Utilization of Extracted Coconut Embryo Juice as a Natural Beverage

Authors

  • Cathleen Reen V. Ibana
  • John Edward A. Glo
  • Justin S. Tabornal
  • Ysabella Alexis S.

Keywords:

COCONUT EMBRYO, COCONUT EMBRYO JUICE

Abstract

INTRODUCTION

The coconut palm (Coco nucifera) is one of the most important crops in our country since most of its parts from the leaves down to its roots can be manufactured into different products. Yet the coconut palm has still a lot to offer. Coconuts that are mature are sold in the market for their milk, and occasionally, when a mature coconut is cracked open, one will find a white, juicy and spongy mass inside which we locally call "tumbong" or referred to as the coconut embryo, coconut apple or coconut cotyledon. Coconut embryos can be eaten raw but are generally regarded as waste by the coconut sellers in the market although it has lots of nutritional value. This study was conducted to make a juice or natural beverage out of the supposed-to-be waste coconut embryos in the market.

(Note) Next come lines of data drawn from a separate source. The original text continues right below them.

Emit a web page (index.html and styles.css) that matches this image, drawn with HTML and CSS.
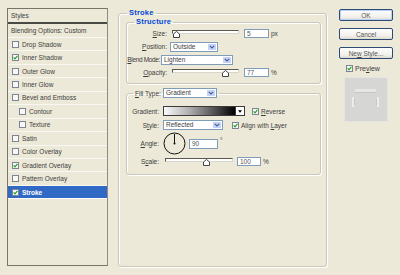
FILE: index.html
```html
<!DOCTYPE html>
<html>
<head>
<meta charset="utf-8">
<link rel="stylesheet" href="styles.css">
</head>
<body>
<div class="dlg">
  <div class="styles-panel">
    <div class="sp-head">Styles</div>
    <div class="sp-blend">Blending Options: Custom</div>
    <ul class="sp-list">
      <li class="sp-row"><span class="cb"></span><span>Drop Shadow</span></li>
      <li class="sp-row"><span class="cb"><svg viewBox="0 0 5 5"><path d="M0.6 2.4 L2 3.8 L4.4 0.9" fill="none" stroke="#21A121" stroke-width="1.2"/></svg></span><span>Inner Shadow</span></li>
      <li class="sp-row"><span class="cb"></span><span>Outer Glow</span></li>
      <li class="sp-row"><span class="cb"></span><span>Inner Glow</span></li>
      <li class="sp-row"><span class="cb"></span><span>Bevel and Emboss</span></li>
      <li class="sp-row sub"><span class="cb"></span><span>Contour</span></li>
      <li class="sp-row sub"><span class="cb"></span><span>Texture</span></li>
      <li class="sp-row"><span class="cb"></span><span>Satin</span></li>
      <li class="sp-row"><span class="cb"></span><span>Color Overlay</span></li>
      <li class="sp-row"><span class="cb"><svg viewBox="0 0 5 5"><path d="M0.6 2.4 L2 3.8 L4.4 0.9" fill="none" stroke="#21A121" stroke-width="1.2"/></svg></span><span>Gradient Overlay</span></li>
      <li class="sp-row"><span class="cb"></span><span>Pattern Overlay</span></li>
      <li class="sp-row sel"><span class="cb"><svg viewBox="0 0 5 5"><path d="M0.6 2.4 L2 3.8 L4.4 0.9" fill="none" stroke="#21A121" stroke-width="1.2"/></svg></span><span>Stroke</span></li>
    </ul>
  </div>

  <fieldset class="grp main">
    <legend class="ttl">Stroke</legend>
    <fieldset class="grp structure">
      <legend class="ttl">Structure</legend>
      <div class="row">
        <span class="lbl"><u>S</u>ize:</span>
        <span class="slider s-struct"><span class="track"></span><svg class="thumb" style="left:1px" viewBox="0 0 7 7"><path d="M0.5 6.5 V3 L3.5 0.5 L6.5 3 V6.5 Z" fill="#fff" stroke="#444"/></svg></span>
        <span class="inp i-size">5</span>
        <span class="unit">px</span>
      </div>
      <div class="row">
        <span class="lbl"><u>P</u>osition:</span>
        <span class="dd d-pos"><span class="dd-t">Outside</span><span class="dd-b"><svg viewBox="0 0 6 4"><path d="M0.8 0.8 L3 3 L5.2 0.8" fill="none" stroke="#4D6185" stroke-width="1.2"/></svg></span></span>
      </div>
      <div class="row">
        <span class="lbl l-blend"><u>B</u>lend Mode:</span>
        <span class="dd d-blend"><span class="dd-t">Lighten</span><span class="dd-b"><svg viewBox="0 0 6 4"><path d="M0.8 0.8 L3 3 L5.2 0.8" fill="none" stroke="#4D6185" stroke-width="1.2"/></svg></span></span>
      </div>
      <div class="row">
        <span class="lbl"><u>O</u>pacity:</span>
        <span class="slider s-struct"><span class="track"></span><svg class="thumb" style="left:50px" viewBox="0 0 7 7"><path d="M0.5 6.5 V3 L3.5 0.5 L6.5 3 V6.5 Z" fill="#fff" stroke="#444"/></svg></span>
        <span class="inp i-size">77</span>
        <span class="unit">%</span>
      </div>
    </fieldset>

    <fieldset class="grp fill">
      <legend class="fill-legend"><span class="fl-lbl"><u>F</u>ill Type:</span><span class="dd d-fill"><span class="dd-t">Gradient</span><span class="dd-b"><svg viewBox="0 0 6 4"><path d="M0.8 0.8 L3 3 L5.2 0.8" fill="none" stroke="#4D6185" stroke-width="1.2"/></svg></span></span></legend>
      <div class="frow r-grad">
        <span class="lbl f-lbl">Gradient:</span>
        <span class="swatch"><span class="sw-grad"></span><span class="sw-arrow"><svg viewBox="0 0 5 3"><path d="M0 0 H5 L2.5 3 Z" fill="#000"/></svg></span></span>
        <span class="cb cb-rev"><svg viewBox="0 0 5 5"><path d="M0.6 2.4 L2 3.8 L4.4 0.9" fill="none" stroke="#21A121" stroke-width="1.2"/></svg></span>
        <span class="cb-txt"><u>R</u>everse</span>
      </div>
      <div class="frow r-style">
        <span class="lbl f-lbl">S<u>t</u>yle:</span>
        <span class="dd d-style"><span class="dd-t">Reflected</span><span class="dd-b"><svg viewBox="0 0 6 4"><path d="M0.8 0.8 L3 3 L5.2 0.8" fill="none" stroke="#4D6185" stroke-width="1.2"/></svg></span></span>
        <span class="cb cb-align"><svg viewBox="0 0 5 5"><path d="M0.6 2.4 L2 3.8 L4.4 0.9" fill="none" stroke="#21A121" stroke-width="1.2"/></svg></span>
        <span class="cb-txt">Align with <u>L</u>ayer</span>
      </div>
      <div class="frow r-angle">
        <span class="lbl f-lbl"><u>A</u>ngle:</span>
        <svg class="dial" viewBox="0 0 23 23"><circle cx="11.5" cy="11.5" r="10.5" fill="none" stroke="#111" stroke-width="1"/><line x1="11.5" y1="11.5" x2="11.5" y2="2" stroke="#111" stroke-width="1"/><circle cx="11.5" cy="11.5" r="1" fill="#111"/></svg>
        <span class="inp i-angle">90</span>
        <span class="deg">°</span>
      </div>
      <div class="frow r-scale">
        <span class="lbl f-lbl">S<u>c</u>ale:</span>
        <span class="slider s-scale"><span class="track"></span><svg class="thumb" style="left:38px" viewBox="0 0 7 7"><path d="M0.5 6.5 V3 L3.5 0.5 L6.5 3 V6.5 Z" fill="#fff" stroke="#444"/></svg></span>
        <span class="inp i-scale">100</span>
        <span class="unit">%</span>
      </div>
    </fieldset>
  </fieldset>

  <div class="side">
    <div class="btn def"><span>OK</span></div>
    <div class="btn"><span>Cancel</span></div>
    <div class="btn"><span>Ne<u>w</u> Style...</span></div>
    <div class="prev-row"><span class="cb"><svg viewBox="0 0 5 5"><path d="M0.6 2.4 L2 3.8 L4.4 0.9" fill="none" stroke="#21A121" stroke-width="1.2"/></svg></span><span>Pre<u>v</u>iew</span></div>
    <div class="thumbbox">
      <svg viewBox="0 0 44 45" width="44" height="45"><rect x="0.5" y="0.5" width="43" height="44" fill="#D6D6D4" stroke="#E4E4E2"/><rect x="11" y="12" width="21" height="3" fill="#E6E6E4"/><rect x="11" y="15" width="21" height="1" fill="#C6C6C4"/><rect x="8" y="20" width="2" height="10" fill="#ECECEA"/><rect x="33" y="20" width="2" height="10" fill="#ECECEA"/><rect x="10" y="22" width="1" height="6" fill="#C6C6C4"/><rect x="32" y="22" width="1" height="6" fill="#C6C6C4"/></svg>
    </div>
  </div>
</div>
</body>
</html>
```

FILE: styles.css
```css
* { box-sizing: border-box; }
html, body { margin: 0; }
body {
  width: 400px;
  height: 275px;
  overflow: hidden;
  background: #ECE9D8;
  font-family: "Liberation Sans", Arial, sans-serif;
  font-size: 6.5px;
  color: #3c3c3c;
}
u { text-decoration: underline; text-underline-offset: 1px; }

.dlg {
  display: flex;
  align-items: flex-start;
  padding: 8px 0 0 7px;
  height: 275px;
}

/* left styles list */
.styles-panel {
  flex: none;
  width: 101px;
  height: 258px;
  border: 1px solid #77756a;
  border-right-color: #8f8d82;
  display: flex;
  flex-direction: column;
}
.sp-head {
  height: 15px;
  line-height: 13px;
  padding-left: 3px;
  border-bottom: 2px solid #4a4a44;
}
.sp-blend {
  height: 14px;
  line-height: 13px;
  padding-left: 3px;
  border-bottom: 1px solid #f8f7f1;
}
.sp-list { list-style: none; margin: 0; padding: 0; }
.sp-row {
  height: 13.45px;
  display: flex;
  align-items: center;
  gap: 3px;
  padding-left: 4px;
  border-bottom: 1px solid #f8f7f1;
  white-space: nowrap;
}
.sp-row.sub { padding-left: 11px; }
.sp-row.sel {
  background: #316AC5;
  color: #fff;
  font-weight: bold;
  border-bottom-color: #fff;
}

.cb {
  flex: none;
  width: 7px;
  height: 7px;
  border: 1px solid #7b8595;
  background: #f7f7f3;
  display: inline-flex;
  align-items: center;
  justify-content: center;
}
.cb svg { width: 5px; height: 5px; display: block; }

/* group boxes */
.grp {
  margin: 0;
  padding: 0;
  min-width: 0;
  border: 1px solid #C9C7BA;
  border-radius: 3px;
  box-shadow: 1px 1px 0 #fff, inset 1px 1px 0 #fff;
}
.ttl {
  color: #0046D5;
  font-weight: bold;
  font-size: 7.5px;
  letter-spacing: 0.2px;
  line-height: 10px;
  padding: 0 2px;
}
.main {
  flex: none;
  width: 209px;
  height: 259px;
  margin-left: 10px;
}
.main > .ttl { margin-left: 8px; }

.structure {
  width: 195px;
  height: 67px;
  margin: -1px 0 0 7px;
}
.structure > .ttl { margin-left: 7px; }

.row {
  display: flex;
  align-items: center;
  height: 13px;
  white-space: nowrap;
}
.lbl {
  flex: none;
  width: 40px;
  text-align: right;
  margin-right: 4px;
  white-space: nowrap;
}
.l-blend { width: 33px; margin-right: 1px; letter-spacing: -0.35px; }

.slider {
  flex: none;
  position: relative;
  height: 9px;
}
.s-struct { width: 67px; margin-left: 1px; }
.s-scale { width: 68px; margin-left: 2px; }
.slider .track {
  position: absolute;
  left: 0;
  right: 0;
  top: 1px;
  height: 4px;
  border: 1px solid #5a584e;
  border-right-color: #d8d6cc;
  border-bottom-color: #d8d6cc;
  background: #fff;
}
.slider .thumb {
  position: absolute;
  top: 2px;
  width: 7px;
  height: 7px;
}

.inp {
  flex: none;
  height: 9px;
  border: 1px solid #7F9DB9;
  background: #fff;
  padding-left: 2px;
  line-height: 7px;
  color: #555;
}
.i-size { width: 25px; margin-left: 5px; }
.i-angle { width: 29px; height: 10px; line-height: 8px; margin-left: 3px; }
.i-scale { width: 24px; margin-left: 4px; }
.unit { margin-left: 2px; }
.deg { margin-left: 2px; align-self: flex-start; margin-top: 5px; }

.dd {
  flex: none;
  display: flex;
  height: 10px;
  border: 1px solid #7F9DB9;
  background: #fff;
}
.dd-t { flex: 1; padding-left: 2px; line-height: 8px; white-space: nowrap; }
.dd-b {
  flex: none;
  width: 10px;
  background: #C3D3FD;
  border: 1px solid #fff;
  display: flex;
  align-items: center;
  justify-content: center;
}
.dd-b svg { width: 6px; height: 4px; display: block; }
.d-pos { width: 48px; margin-left: -1px; }
.d-blend { width: 72px; }
.d-fill { width: 54px; margin-left: 2px; }
.d-style { width: 60px; }

/* fill section */
.fill {
  width: 195px;
  height: 87px;
  margin: 4px 0 0 7px;
  padding-top: 6px;
}
.fill-legend {
  display: flex;
  align-items: center;
  padding: 0 2px;
  margin-left: 6px;
  height: 10px;
  white-space: nowrap;
}
.frow {
  display: flex;
  align-items: center;
  white-space: nowrap;
}
.r-grad, .r-style { height: 14px; }
.r-angle { height: 23px; }
.r-scale { height: 12px; }
.f-lbl { width: 32px; margin-right: 4px; }

.swatch {
  flex: none;
  display: flex;
  width: 82px;
  height: 10px;
  border: 1px solid #3a3a3a;
}
.sw-grad {
  flex: 1;
  background: linear-gradient(to right, #fafafa 0%, #b0b0b0 35%, #555 70%, #000 100%);
}
.sw-arrow {
  flex: none;
  width: 9px;
  background: #fff;
  border-left: 1px solid #3a3a3a;
  display: flex;
  align-items: center;
  justify-content: center;
}
.sw-arrow svg { width: 4px; height: 3px; display: block; }
.cb-rev { margin-left: 7px; }
.cb-align { margin-left: 9px; }
.cb-txt { margin-left: 2px; }
.dial { flex: none; width: 23px; height: 23px; }

/* right side */
.side {
  flex: none;
  width: 54px;
  margin-left: 12px;
  display: flex;
  flex-direction: column;
}
.btn {
  height: 12px;
  margin-bottom: 7px;
  border: 1px solid #2b4a74;
  border-radius: 2px;
  background: linear-gradient(#fefefe, #f1f0ea 70%, #dcd8cc);
  display: flex;
  align-items: center;
  justify-content: center;
  color: #555;
  white-space: nowrap;
}
.btn.def { margin-top: 1px; box-shadow: inset 0 0 0 1px #BCD0F4; }
.prev-row {
  display: flex;
  align-items: center;
  gap: 2px;
  height: 9px;
  margin: -2px 0 0 7px;
  font-size: 7px;
}
.thumbbox {
  margin: 4px 0 0 5px;
  width: 44px;
  height: 45px;
}
.thumbbox svg { display: block; }
```
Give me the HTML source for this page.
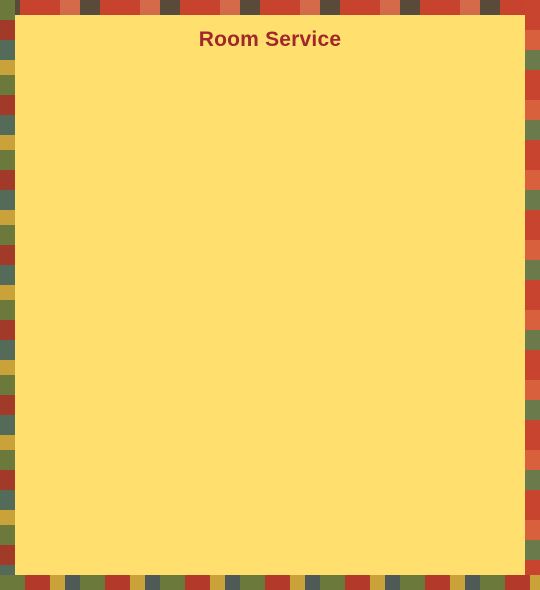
<!DOCTYPE html>
<html><head><meta charset="utf-8"><style>
html,body{margin:0;padding:0;width:540px;height:590px;overflow:hidden}
body{background:#8a3d2a;}
.l{position:absolute;left:0;top:0;width:15px;height:590px;background:repeating-linear-gradient(180deg,#6b7a3a 0 20px,#a23a2a 20px 40px,#556b5a 40px 60px,#c9a23a 60px 75px)}
.r{position:absolute;right:0;top:0;width:15px;height:590px;background:repeating-linear-gradient(180deg,#c9442f 0 30px,#d8603c 30px 50px,#6a7a4a 50px 70px)}
.b{position:absolute;left:0;bottom:0;width:540px;height:15px;background:repeating-linear-gradient(90deg,#6b7a3a 0 25px,#b33a2a 25px 50px,#c9a23a 50px 65px,#4d5a55 65px 80px)}
.t{position:absolute;left:0;top:0;width:540px;height:15px;background:repeating-linear-gradient(90deg,#5a4a3a 0 20px,#c8432e 20px 60px,#d36a4a 60px 80px)}
.panel{position:absolute;left:15px;top:15px;width:510px;height:560px;background:#ffe06e}
h1{margin:0;position:absolute;top:13px;left:0;width:510px;text-align:center;font:bold 21px "Liberation Sans",sans-serif;color:#a0282a;letter-spacing:0.2px}
</style></head><body>
<div class="t"></div><div class="l"></div><div class="r"></div><div class="b"></div>
<div class="panel"><h1>Room Service</h1></div>
</body></html>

This study specifically aims to identify the sensory acceptability of the extracted juice of coconut embryo in terms of appearance, aroma, and taste and test if there is a significant difference between the extracted juice of coconut embryo in terms of its appearance, aroma and taste.

 

METHODS

An experimental method was used in the study to determine the sensory acceptability of the extracted coconut embryo juice as a natural beverage in different ratio 1:1:1, 1:1:2 and 1:1:3 of water, sugar and extracted coconut embryo juice. The researchers conducted a survey to test for the sensory acceptability of the coconut embryo juice in terms of appearance, aroma and taste.

 

RESULTS

Based from the result of the study, the over-all computed mean forthe appearance is 3.6833 which falls into the scale of Seem Appetizing. For the aroma, the over-all computed mean is 4.8500 which falls into the scale of having Pronounced Coconut Embryo Odor. And finally, for the taste, the over-all computed mean is 3.9333 which falls into having a Moderately Pleasing Taste. Based from the result of the ANOVA, there is no significant difference between the treatments in terms of appearance, aroma and taste.

 

DISCUSSIONS

In line with the findings of the study, future researchers should conduct a study on how to utilize the pulp residue upon the extraction of the coconut embryo juice, conduct a study using different concentrations of water and coconut embryo puree, and test it for standardization and lastly, future researchers should conduct more research on how to improve the taste, aroma, and appearance of the coconut embryo juice (such as putting other alternative and healthier sweetener like mascuvado, honey, coconut sugar etc.)